Exercise prompt: Establish how many lines in the material include the string "React" and report it as a lone number.

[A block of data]
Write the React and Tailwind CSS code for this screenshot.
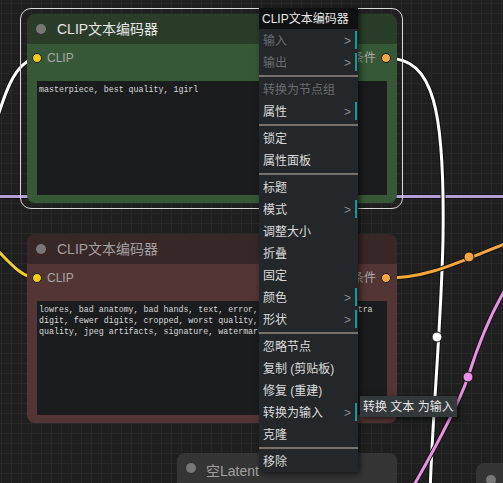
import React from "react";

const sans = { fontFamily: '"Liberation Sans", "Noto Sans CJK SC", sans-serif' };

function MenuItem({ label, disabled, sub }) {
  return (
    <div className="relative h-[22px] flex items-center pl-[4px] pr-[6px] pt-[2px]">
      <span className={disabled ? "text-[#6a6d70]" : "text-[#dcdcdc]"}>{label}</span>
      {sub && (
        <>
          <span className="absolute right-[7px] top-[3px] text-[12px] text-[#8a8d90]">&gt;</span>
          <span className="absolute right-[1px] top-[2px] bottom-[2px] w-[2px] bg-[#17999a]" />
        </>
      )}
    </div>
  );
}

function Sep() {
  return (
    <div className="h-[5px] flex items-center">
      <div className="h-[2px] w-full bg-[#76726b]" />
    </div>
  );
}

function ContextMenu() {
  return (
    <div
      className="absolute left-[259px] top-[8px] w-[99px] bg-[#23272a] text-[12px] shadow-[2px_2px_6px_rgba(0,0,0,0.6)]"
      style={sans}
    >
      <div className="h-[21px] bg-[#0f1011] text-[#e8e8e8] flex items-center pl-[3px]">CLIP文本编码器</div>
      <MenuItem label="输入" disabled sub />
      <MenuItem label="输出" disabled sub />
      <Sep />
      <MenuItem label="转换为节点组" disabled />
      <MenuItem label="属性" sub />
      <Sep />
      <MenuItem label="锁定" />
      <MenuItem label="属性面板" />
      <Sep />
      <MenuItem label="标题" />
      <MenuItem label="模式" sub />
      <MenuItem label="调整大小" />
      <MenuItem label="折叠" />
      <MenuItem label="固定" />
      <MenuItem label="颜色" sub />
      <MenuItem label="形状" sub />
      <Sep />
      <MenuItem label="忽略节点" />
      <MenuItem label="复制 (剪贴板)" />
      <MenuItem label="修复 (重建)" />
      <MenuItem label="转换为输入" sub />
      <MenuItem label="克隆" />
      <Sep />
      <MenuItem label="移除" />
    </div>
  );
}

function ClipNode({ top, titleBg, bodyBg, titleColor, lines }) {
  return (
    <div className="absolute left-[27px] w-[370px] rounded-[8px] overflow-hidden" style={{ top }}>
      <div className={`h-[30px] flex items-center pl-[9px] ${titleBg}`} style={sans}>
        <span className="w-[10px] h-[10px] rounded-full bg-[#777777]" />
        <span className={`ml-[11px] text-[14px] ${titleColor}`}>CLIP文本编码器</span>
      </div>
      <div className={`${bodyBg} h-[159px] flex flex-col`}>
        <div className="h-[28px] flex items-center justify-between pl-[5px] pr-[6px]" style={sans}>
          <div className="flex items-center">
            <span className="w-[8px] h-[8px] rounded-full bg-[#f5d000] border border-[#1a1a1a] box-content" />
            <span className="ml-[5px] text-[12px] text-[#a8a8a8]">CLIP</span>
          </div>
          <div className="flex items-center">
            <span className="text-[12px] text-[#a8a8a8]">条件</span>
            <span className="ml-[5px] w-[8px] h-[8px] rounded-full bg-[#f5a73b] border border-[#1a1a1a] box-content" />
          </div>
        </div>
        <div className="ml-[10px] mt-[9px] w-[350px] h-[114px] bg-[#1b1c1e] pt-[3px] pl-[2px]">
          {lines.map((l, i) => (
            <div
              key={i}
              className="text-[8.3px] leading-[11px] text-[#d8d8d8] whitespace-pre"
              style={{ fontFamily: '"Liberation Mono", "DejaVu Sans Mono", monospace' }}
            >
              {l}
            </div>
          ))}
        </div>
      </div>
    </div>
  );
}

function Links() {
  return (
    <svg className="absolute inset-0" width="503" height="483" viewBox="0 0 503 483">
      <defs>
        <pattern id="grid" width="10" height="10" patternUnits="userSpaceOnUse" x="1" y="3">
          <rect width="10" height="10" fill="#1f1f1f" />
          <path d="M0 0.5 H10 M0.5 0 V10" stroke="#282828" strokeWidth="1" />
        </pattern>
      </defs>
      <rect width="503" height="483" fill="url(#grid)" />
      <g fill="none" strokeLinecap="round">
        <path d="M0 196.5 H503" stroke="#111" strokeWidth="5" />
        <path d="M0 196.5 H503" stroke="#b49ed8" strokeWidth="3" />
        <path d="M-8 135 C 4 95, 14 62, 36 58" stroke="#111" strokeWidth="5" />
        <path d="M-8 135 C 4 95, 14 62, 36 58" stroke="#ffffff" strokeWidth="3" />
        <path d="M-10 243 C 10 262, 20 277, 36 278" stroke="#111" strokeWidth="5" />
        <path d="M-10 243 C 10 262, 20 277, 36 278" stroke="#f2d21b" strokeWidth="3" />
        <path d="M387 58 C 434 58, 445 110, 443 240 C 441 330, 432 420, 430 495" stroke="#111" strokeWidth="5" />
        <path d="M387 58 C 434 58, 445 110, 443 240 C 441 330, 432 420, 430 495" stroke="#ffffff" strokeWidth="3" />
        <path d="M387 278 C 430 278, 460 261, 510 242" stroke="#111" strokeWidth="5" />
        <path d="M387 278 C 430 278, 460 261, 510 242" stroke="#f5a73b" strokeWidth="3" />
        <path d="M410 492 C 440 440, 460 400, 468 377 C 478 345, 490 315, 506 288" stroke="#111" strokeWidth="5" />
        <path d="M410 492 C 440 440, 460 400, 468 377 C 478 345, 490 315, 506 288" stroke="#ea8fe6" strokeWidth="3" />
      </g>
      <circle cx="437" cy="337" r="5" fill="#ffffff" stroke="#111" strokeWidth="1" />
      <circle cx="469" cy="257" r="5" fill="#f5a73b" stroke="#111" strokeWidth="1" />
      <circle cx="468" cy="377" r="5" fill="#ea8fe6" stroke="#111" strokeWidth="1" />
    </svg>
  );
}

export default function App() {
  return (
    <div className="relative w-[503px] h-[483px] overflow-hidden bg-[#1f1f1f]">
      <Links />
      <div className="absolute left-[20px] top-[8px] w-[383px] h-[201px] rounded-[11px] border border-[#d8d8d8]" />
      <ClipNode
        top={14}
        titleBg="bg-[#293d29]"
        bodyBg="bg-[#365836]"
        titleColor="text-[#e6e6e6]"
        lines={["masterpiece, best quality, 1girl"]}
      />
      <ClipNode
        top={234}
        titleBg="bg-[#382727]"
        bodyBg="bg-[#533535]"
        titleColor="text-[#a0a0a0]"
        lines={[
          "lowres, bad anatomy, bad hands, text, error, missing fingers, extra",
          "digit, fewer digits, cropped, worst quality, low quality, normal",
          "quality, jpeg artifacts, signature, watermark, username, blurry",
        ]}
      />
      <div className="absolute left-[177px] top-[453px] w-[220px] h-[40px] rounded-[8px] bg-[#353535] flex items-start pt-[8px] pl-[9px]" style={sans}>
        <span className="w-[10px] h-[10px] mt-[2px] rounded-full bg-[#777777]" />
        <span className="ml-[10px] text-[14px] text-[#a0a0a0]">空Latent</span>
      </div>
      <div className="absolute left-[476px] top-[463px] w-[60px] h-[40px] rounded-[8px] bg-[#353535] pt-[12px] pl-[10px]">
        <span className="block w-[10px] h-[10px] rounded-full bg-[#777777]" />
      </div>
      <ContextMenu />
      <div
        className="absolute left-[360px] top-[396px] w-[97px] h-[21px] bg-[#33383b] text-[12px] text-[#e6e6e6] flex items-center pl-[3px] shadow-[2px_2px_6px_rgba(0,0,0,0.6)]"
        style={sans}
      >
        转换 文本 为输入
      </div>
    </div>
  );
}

* * *

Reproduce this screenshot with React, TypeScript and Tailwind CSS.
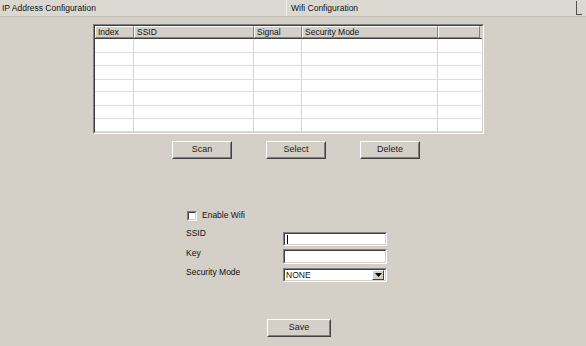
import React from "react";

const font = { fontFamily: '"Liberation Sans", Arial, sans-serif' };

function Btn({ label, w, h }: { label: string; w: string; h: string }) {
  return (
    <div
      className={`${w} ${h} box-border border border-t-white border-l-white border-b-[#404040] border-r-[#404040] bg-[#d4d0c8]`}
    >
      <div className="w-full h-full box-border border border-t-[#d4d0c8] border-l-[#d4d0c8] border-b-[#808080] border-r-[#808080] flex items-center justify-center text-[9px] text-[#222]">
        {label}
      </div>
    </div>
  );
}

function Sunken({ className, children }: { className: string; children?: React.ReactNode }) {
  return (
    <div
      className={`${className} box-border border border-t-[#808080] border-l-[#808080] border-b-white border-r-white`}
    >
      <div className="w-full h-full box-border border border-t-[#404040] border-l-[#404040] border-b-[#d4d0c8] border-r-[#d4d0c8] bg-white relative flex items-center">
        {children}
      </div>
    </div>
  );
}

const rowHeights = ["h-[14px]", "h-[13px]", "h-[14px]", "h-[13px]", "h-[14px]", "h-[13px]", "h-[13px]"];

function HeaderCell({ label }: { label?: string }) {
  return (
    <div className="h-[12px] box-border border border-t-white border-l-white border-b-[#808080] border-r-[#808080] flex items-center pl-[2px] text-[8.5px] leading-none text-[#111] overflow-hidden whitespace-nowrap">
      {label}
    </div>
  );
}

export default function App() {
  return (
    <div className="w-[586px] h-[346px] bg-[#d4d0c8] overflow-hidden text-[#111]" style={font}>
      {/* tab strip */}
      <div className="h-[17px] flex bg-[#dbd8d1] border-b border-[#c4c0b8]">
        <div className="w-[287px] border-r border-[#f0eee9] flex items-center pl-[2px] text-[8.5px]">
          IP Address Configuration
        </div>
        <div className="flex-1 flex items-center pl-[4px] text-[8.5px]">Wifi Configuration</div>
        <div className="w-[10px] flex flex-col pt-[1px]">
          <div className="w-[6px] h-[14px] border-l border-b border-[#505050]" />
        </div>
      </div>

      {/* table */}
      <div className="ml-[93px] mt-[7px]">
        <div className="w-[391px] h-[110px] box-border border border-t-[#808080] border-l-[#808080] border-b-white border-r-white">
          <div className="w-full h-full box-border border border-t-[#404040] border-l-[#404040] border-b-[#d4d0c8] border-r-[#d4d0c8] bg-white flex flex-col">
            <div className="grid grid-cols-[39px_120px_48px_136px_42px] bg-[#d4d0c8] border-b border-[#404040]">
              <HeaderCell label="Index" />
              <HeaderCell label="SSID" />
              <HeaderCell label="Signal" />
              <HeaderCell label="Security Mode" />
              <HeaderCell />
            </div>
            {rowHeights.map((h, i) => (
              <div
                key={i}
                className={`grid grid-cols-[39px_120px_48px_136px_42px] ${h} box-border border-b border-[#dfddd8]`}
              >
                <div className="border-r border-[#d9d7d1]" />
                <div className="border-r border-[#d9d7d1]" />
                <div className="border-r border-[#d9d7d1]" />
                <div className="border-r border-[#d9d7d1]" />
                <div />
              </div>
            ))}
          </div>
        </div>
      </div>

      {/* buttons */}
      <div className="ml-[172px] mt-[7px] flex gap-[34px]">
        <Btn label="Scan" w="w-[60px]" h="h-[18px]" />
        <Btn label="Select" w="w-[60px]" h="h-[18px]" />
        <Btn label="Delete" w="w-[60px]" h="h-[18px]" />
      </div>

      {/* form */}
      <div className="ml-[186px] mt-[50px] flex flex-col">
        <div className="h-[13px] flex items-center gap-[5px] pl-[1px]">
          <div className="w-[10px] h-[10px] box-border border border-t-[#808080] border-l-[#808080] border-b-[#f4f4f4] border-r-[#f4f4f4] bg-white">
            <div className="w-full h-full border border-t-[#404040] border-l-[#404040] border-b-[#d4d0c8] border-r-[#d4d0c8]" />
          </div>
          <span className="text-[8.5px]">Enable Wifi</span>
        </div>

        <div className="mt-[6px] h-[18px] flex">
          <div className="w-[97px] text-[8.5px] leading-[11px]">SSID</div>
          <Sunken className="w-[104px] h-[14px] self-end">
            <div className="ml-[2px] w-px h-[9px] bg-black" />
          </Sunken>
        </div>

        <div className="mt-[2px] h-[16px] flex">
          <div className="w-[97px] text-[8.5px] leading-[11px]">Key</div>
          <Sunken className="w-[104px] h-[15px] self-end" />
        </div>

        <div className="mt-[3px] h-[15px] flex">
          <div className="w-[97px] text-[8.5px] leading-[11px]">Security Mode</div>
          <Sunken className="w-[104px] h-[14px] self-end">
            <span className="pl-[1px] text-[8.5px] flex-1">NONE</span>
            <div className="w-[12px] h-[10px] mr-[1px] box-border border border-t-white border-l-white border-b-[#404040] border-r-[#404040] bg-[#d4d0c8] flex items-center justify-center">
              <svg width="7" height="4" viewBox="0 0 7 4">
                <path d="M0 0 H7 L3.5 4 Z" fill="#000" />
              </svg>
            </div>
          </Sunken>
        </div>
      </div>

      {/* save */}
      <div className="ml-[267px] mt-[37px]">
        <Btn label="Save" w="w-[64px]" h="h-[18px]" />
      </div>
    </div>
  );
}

The response: 5